* _STATED PROBLEM_
From the records below, copy out exactly the lines from the one containing "Generate a component" to the one containing "number; to: number;", both included. Add nothing else.

======== ENTRIES SUPPLIED

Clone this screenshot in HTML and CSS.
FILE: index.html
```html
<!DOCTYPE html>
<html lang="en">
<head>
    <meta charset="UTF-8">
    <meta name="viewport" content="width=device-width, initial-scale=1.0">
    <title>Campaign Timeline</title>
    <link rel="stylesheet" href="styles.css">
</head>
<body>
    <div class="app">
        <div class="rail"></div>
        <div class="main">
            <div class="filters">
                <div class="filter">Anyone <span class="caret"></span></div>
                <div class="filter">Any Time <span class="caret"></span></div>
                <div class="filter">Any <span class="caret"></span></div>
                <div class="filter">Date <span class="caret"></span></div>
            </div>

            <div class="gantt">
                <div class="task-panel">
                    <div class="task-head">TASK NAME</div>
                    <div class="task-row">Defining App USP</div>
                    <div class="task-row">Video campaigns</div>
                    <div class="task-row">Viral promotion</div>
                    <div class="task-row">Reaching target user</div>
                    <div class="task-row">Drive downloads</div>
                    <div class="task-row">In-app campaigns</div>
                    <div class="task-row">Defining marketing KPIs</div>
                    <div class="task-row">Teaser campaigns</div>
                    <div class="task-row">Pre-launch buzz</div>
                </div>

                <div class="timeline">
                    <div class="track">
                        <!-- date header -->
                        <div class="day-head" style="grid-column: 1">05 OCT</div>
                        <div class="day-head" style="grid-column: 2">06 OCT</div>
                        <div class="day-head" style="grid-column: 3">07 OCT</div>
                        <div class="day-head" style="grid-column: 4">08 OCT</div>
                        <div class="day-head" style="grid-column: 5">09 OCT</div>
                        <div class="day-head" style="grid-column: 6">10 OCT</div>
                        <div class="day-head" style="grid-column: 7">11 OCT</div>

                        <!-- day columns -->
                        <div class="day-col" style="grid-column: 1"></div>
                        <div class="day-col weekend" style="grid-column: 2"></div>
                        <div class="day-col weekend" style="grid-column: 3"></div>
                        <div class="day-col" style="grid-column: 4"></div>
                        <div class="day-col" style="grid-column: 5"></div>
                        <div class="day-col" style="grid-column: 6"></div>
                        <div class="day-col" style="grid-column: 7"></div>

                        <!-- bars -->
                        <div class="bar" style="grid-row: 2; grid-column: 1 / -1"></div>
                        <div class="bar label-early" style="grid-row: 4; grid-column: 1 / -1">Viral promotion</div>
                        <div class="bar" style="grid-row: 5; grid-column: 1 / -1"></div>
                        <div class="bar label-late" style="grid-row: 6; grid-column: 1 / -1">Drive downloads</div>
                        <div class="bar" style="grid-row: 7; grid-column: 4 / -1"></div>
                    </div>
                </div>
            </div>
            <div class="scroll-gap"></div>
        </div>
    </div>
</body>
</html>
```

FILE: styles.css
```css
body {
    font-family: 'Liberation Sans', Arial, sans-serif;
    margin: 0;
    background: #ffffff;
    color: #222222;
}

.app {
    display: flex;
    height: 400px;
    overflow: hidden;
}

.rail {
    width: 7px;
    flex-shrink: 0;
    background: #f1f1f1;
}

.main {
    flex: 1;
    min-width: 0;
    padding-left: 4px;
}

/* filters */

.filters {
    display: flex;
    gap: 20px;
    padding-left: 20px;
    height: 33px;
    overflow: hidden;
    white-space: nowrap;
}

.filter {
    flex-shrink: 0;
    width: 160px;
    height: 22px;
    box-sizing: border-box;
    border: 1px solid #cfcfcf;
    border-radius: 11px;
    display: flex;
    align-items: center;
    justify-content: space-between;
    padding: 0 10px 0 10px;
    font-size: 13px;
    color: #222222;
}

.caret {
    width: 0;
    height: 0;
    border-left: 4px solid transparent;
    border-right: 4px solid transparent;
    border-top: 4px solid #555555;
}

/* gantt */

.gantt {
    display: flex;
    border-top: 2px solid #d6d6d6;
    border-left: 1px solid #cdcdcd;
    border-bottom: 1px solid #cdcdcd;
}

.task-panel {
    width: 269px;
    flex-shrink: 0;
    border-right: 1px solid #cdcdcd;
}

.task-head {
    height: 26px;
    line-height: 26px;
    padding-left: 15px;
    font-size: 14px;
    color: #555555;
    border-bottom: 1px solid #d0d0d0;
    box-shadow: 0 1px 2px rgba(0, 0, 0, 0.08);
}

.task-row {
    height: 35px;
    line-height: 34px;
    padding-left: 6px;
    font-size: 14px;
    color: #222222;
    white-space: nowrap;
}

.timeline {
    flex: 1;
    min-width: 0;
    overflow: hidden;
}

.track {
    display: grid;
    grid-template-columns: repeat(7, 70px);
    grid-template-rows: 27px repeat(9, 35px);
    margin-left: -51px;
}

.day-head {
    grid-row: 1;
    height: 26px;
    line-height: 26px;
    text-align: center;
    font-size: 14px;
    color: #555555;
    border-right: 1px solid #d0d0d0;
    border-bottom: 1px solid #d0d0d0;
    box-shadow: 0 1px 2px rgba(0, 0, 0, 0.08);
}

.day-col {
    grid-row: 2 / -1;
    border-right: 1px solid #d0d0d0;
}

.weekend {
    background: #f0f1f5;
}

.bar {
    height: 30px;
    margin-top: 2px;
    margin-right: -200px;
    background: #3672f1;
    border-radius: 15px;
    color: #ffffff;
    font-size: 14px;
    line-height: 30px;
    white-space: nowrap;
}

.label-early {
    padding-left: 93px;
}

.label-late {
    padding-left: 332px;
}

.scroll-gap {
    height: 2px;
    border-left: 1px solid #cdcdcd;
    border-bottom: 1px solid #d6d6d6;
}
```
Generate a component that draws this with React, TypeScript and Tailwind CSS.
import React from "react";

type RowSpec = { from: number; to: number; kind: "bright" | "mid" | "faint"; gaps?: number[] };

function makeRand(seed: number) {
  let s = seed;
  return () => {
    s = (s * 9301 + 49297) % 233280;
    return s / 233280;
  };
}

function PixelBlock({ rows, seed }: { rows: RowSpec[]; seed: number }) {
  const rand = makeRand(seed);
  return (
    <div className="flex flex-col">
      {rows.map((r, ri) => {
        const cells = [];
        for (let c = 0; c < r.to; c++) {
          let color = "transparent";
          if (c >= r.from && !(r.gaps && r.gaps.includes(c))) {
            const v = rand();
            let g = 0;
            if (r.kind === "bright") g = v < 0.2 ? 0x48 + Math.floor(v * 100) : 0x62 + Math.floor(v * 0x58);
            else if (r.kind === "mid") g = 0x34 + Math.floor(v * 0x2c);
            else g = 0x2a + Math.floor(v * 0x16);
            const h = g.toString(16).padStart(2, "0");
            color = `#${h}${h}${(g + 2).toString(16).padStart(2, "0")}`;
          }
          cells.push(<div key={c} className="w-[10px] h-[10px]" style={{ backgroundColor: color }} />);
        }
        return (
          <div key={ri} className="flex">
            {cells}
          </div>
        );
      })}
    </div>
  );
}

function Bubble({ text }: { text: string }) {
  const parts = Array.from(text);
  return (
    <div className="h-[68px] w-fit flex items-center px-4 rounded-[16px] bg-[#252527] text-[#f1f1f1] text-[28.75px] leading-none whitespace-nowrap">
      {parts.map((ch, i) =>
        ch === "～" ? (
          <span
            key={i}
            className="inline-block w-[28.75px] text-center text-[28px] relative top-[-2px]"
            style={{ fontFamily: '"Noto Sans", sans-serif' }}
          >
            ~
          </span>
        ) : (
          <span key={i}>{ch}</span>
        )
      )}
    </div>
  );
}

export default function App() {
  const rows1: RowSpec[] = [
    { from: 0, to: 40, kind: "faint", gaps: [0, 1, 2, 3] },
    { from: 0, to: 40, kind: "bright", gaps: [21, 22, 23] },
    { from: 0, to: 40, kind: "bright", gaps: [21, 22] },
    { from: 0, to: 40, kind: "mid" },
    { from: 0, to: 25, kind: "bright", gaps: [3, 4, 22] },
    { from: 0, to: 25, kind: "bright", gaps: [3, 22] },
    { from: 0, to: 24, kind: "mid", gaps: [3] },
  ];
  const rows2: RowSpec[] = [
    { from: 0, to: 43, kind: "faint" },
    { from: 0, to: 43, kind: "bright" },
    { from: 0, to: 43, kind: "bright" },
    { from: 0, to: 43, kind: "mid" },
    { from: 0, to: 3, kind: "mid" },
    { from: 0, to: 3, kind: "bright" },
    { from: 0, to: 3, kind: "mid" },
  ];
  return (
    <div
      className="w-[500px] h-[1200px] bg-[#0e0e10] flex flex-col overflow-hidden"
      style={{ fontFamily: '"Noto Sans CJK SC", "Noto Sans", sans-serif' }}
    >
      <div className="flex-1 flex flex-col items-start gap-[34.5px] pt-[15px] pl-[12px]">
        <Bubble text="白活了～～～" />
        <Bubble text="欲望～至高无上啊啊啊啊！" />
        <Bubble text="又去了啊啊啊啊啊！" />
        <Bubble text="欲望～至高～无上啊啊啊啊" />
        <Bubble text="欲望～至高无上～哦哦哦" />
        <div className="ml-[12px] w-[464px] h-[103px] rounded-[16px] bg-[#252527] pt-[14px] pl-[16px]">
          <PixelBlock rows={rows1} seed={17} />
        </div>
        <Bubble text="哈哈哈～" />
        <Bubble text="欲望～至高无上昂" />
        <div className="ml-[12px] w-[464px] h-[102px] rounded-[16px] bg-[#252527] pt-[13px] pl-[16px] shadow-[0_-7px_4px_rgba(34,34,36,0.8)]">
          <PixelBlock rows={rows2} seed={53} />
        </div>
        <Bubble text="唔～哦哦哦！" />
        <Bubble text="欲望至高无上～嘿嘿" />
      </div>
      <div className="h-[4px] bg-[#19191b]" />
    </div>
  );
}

================
======== ENTRIES SUPPLIED

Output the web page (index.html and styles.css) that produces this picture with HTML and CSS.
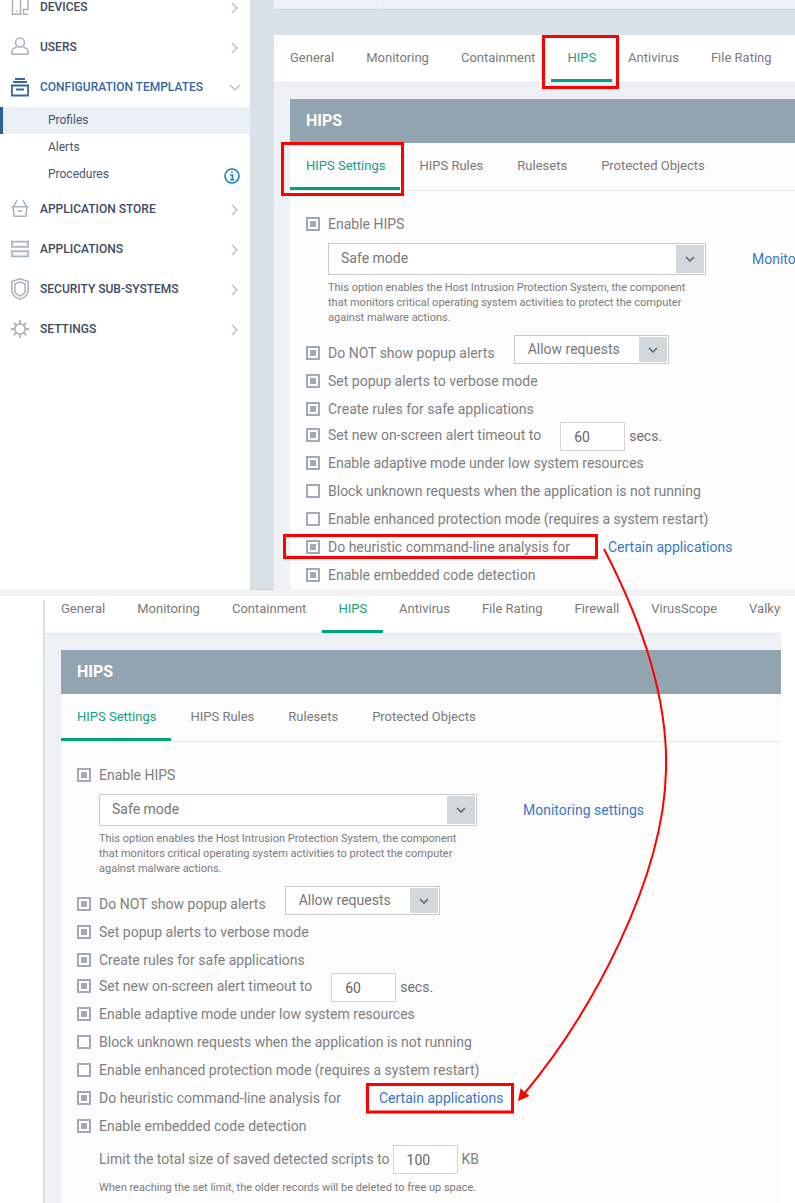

================

* _RESULT_
Generate a component that draws this with React, TypeScript and Tailwind CSS.
import React from "react";

type RowSpec = { from: number; to: number; kind: "bright" | "mid" | "faint"; gaps?: number[] };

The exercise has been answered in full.